For other parts of England, especially those growing fruit and vegetables, it’s an essential part of keeping their show on the road. Seasonal workers from abroad are a crucial component.

Here in Scotland the government has made it quite clear that in a country with a need for skilled labour which cannot be met by the indigenous population, immigration is vital.

Except, of course, that it’s reserved to Westminster so that they can do nothing much to encourage it.

In the early years of Holyrood, a policy was devised to allow bright students from other countries to have a visa which allowed them to stay on after graduation and put something back into our economy. And perhaps build a new life here. That was summarily scrapped by London five years ago.

And, just like the farmers down south, we also have urgent need of a seasonal work force.

Suggest, as many people are wont to do, that this merely frees up jobs for the locals and you will be met with hollow laughter; there is apparently no appetite among local people to spend the day picking crops and packing them for relatively small financial reward.

Meanwhile, anyone who tours Scotland will have been familiar with the friendly, competent workforce, chiefly from Poland, who have been such an integral part of the service industry.

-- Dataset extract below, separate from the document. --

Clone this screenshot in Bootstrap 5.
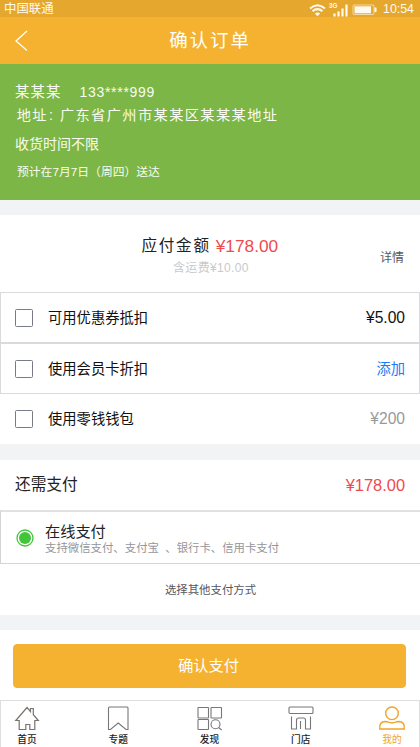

Many of these young people have gone home, partly because of their uncertainty as to their future status, partly because a diving pound has made us a much less attractive proposition in economic terms. Both reasons, of course, a direct result of the Brexit vote.

I imagine that’s part of the reason local MP Brendan O’Hara has raised the question of de-population in Argyll and Bute in the Commons.

We need more young families to put down roots here. We need people to fill skills gaps, and we need international students, whose numbers have been dropping UK wide, because many young people no long feel there is likely to be a welcoming environment compared with destinations like Australia.

The TV programme Who Do You Think You Are?, regularly uncovers a patchwork quilt of national identities in the ancestry of celebrities. In fact that is the case for all of us in this mongrel nation.

We are the product of generations of inter marriage, migration, and racial mingling. And all the better for it.